Becoming occurs only in-relation—(re)constitutive of the more-than-one that is a body. Relational movement implies that there are always at least two bodies (including humans, space, etc.). About the ontology and force of movement, Manning continues:

Movement is one with the world, not body/world, but body-worlding. We move not to populate space, not to extend it or to embody it, but to create it…space is a duration with a difference. The difference is my body-worlding, always more than one…This coming-together proposes a combination of form forces.

Manning understands how movement creates the world, always as a relation between bodies and world/space. This creation is conditioned by objects that are in-becoming. Movement is a measure of whats unmeasurable, only qualifiable, and exists as a coming-together or congruence. Space is created in this relationality.

Can’t we see space as literally and metaphorically reconstituted, as always in-becoming? The potential of movement to create space can also be linked to OWS, which exists as a set of relations of bodies. Individual desires, collective strategies, spatial-topological sites and virtual arenas all change in relation to one another. This kind of movement can’t be mapped.

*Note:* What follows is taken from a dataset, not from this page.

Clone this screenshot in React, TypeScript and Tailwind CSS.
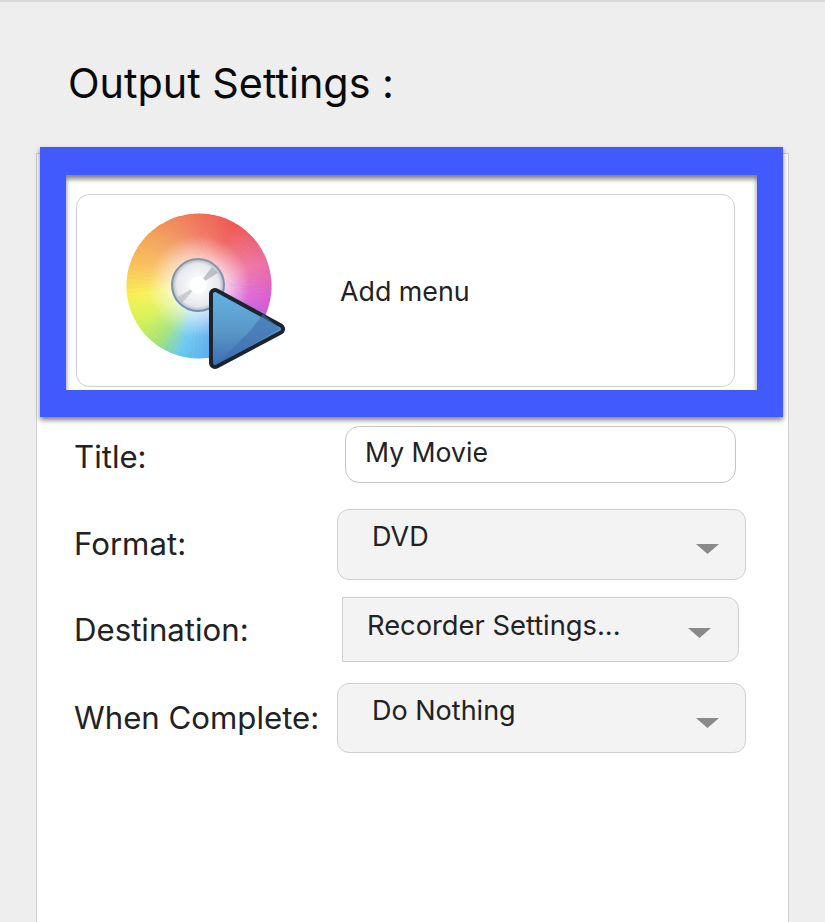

There are many OWSs. Each is world-creative for an individual-group, tying into Manning’s theory of concrescence, which is, “Literally, growing together… concrescence can be a political moment: the interval we are dancing is always more than the qualified ‘we.”

Acknowledgment of concrescence, of the many-becoming-one, requires an openness to destabilization that is ontologically-political. Like being-in-common, embracing concrescence forces us to remain radically open to otherness. OWS is a multitude of voices united not under a common goal, but under common orientations, under an ability and readiness to be-in-common—to be moved in relation.

Manning then directly acknowledges the political nature of movements:

When articulation becomes collective, a politics is made palpable whereby what is produced is the potential for divergent series of movements. This is a virtual politics, a politics of the not-yet. These are not politics of the body, but of the many becoming one…These are politics of that many-bodied State of transition that is the collective.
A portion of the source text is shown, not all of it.